Work to complete ▸ From the listing below, restate word for word the lines from the line containing "Output the component" down through the line containing "string; value: string;". Exclude pictures.
begin Material shown
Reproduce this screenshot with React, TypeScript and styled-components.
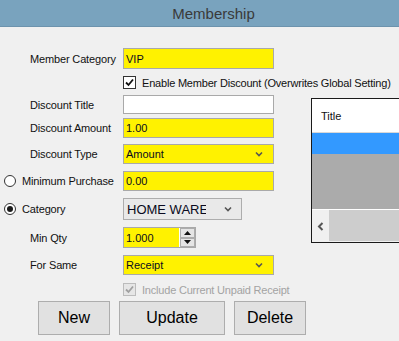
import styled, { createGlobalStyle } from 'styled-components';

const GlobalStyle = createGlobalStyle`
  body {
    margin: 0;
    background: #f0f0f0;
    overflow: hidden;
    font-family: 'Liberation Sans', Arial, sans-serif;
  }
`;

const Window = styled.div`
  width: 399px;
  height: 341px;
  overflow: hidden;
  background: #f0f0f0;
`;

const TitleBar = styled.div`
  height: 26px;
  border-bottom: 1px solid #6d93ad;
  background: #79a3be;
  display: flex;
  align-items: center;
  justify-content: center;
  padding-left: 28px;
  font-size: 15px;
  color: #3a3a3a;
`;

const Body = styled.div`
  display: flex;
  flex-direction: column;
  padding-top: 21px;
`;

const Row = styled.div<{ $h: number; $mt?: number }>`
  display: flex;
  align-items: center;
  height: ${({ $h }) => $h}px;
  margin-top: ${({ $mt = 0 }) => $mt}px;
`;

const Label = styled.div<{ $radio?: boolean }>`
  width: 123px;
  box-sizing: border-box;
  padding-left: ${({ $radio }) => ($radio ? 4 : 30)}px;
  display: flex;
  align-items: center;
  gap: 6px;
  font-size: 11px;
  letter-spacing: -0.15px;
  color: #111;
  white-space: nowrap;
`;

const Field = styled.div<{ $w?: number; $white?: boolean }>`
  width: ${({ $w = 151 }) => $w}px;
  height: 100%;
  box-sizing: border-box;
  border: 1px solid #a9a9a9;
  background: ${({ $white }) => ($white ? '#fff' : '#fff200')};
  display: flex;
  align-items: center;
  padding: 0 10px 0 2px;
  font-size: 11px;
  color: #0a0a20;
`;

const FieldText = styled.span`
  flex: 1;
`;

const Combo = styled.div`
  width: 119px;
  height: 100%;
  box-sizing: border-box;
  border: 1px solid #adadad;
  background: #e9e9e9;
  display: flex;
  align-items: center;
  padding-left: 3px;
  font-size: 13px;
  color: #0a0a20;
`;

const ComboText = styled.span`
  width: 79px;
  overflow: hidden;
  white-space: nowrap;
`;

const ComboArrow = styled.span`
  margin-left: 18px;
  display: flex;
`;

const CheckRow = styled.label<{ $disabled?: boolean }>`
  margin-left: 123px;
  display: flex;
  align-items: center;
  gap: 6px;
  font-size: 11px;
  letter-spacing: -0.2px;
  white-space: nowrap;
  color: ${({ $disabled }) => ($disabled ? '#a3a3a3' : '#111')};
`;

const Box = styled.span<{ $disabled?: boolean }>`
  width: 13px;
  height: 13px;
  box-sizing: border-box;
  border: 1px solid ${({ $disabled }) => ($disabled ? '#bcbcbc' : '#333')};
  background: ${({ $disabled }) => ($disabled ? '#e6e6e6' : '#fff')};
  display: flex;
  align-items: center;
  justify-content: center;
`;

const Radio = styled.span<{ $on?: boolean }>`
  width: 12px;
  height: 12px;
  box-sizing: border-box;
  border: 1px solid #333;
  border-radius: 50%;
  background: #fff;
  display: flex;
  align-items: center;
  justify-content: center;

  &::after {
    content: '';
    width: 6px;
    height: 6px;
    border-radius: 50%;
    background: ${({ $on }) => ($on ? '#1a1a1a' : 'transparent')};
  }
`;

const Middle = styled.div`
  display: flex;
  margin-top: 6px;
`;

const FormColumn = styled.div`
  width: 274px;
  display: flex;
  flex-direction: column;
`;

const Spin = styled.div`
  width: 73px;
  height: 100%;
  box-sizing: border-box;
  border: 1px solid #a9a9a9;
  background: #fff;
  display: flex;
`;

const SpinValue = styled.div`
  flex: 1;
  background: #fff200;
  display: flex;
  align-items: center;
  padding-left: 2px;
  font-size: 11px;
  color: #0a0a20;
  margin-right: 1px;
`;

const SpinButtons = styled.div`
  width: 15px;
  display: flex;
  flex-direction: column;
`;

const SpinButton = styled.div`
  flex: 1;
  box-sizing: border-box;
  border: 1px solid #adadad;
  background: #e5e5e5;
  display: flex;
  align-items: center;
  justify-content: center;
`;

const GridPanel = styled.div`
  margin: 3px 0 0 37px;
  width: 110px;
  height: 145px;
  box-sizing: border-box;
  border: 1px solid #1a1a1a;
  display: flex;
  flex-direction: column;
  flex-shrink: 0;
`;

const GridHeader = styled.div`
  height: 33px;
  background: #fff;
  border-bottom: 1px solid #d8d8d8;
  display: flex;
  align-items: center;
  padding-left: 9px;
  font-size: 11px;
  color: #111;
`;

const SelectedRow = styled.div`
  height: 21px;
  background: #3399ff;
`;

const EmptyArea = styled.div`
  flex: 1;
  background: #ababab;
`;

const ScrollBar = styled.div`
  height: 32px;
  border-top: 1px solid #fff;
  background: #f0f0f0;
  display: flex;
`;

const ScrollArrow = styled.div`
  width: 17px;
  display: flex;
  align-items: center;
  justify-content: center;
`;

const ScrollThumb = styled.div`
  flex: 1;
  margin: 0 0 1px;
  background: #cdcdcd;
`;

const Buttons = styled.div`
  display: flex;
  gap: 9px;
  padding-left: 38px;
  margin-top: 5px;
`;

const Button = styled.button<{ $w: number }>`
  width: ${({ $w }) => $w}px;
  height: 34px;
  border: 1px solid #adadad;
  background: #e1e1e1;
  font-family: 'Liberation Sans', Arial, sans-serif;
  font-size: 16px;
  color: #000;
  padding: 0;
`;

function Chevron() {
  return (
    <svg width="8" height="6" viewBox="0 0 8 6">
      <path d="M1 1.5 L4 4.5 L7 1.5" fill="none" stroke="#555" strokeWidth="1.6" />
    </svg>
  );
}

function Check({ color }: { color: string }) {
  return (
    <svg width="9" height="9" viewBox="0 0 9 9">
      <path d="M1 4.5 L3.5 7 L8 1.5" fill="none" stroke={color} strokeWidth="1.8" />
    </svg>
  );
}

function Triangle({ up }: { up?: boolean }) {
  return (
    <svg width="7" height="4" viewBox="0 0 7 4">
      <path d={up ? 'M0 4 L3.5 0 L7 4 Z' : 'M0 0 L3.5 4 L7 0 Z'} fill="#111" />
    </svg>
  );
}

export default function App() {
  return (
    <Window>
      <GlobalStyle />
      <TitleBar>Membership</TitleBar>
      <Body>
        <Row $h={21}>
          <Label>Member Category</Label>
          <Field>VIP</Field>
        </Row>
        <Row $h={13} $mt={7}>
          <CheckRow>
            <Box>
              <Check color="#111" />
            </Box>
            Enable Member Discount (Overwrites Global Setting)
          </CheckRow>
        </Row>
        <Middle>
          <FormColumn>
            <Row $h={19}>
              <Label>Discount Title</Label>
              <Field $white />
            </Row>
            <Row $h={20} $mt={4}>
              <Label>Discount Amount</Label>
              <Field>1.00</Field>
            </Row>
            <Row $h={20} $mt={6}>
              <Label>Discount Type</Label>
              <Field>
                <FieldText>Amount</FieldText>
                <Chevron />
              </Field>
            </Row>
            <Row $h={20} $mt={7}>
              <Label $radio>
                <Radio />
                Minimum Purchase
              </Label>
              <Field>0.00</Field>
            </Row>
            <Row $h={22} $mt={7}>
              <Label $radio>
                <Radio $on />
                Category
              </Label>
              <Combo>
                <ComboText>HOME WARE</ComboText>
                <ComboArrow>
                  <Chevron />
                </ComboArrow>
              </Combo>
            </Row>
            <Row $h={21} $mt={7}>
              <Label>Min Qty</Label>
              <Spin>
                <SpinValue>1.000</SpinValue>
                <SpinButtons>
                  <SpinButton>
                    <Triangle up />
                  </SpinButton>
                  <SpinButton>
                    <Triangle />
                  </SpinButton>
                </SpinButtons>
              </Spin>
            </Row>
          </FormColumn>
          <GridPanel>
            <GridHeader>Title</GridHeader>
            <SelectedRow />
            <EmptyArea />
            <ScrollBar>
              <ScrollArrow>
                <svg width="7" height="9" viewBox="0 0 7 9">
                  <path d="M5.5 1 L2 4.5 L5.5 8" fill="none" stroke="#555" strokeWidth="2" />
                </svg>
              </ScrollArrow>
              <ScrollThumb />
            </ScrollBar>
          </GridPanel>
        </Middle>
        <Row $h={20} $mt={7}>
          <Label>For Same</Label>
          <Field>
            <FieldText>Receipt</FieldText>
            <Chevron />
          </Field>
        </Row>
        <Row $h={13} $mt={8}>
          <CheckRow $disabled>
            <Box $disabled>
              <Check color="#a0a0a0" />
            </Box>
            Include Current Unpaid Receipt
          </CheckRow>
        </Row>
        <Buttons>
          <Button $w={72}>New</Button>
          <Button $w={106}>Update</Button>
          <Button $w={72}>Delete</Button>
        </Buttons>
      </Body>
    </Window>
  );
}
end Material shown
begin Material shown
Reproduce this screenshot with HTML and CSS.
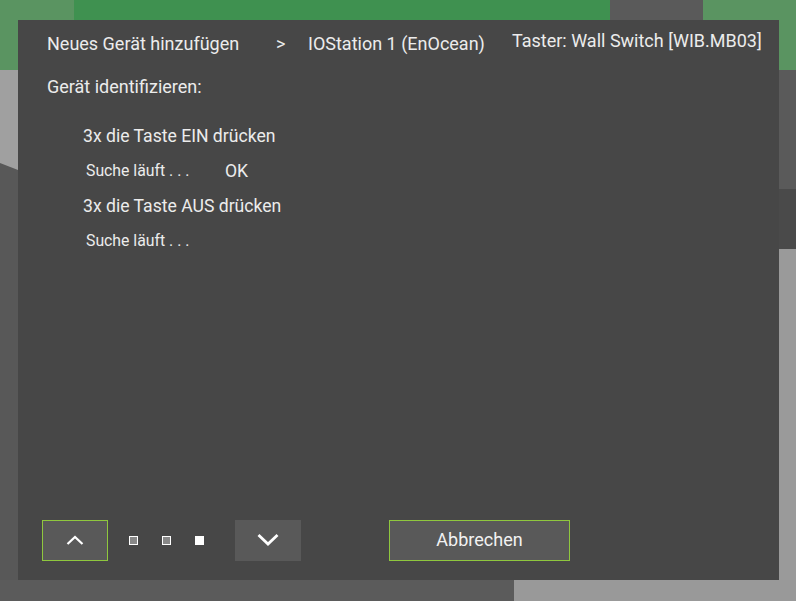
end Material shown
begin Material shown
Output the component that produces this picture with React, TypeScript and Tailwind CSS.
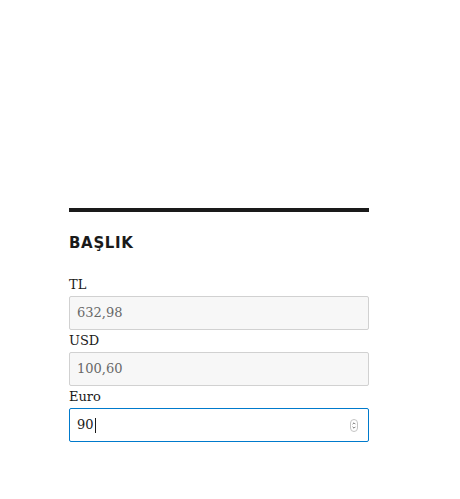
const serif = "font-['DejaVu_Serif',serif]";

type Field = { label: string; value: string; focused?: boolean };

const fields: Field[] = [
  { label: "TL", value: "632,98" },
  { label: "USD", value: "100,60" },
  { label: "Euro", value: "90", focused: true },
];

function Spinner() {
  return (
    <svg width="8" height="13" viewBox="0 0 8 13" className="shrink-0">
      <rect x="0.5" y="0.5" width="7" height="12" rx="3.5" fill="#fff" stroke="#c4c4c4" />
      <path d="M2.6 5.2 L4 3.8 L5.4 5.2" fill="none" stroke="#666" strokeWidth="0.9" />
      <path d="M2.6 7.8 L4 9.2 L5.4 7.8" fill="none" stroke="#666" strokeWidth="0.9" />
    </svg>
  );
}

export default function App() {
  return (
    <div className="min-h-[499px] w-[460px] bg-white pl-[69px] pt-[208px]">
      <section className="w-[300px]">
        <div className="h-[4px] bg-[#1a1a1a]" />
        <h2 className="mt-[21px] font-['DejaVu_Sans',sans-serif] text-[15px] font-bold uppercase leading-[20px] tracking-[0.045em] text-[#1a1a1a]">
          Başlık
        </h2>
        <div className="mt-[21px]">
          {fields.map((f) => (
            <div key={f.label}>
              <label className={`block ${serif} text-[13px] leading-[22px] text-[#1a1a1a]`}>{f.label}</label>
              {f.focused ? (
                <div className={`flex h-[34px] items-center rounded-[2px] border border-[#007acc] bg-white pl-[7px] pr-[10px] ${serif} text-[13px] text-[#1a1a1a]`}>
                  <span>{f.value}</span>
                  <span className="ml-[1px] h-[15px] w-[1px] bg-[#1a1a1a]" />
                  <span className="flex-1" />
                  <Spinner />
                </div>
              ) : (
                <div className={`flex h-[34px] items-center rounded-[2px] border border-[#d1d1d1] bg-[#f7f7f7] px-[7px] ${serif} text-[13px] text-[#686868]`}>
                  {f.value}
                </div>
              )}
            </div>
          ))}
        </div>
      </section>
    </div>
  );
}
end Material shown
The result ▸
Output the component that produces this picture with React, TypeScript and Tailwind CSS.
const serif = "font-['DejaVu_Serif',serif]";

type Field = { label: string; value: string; focused?: boolean };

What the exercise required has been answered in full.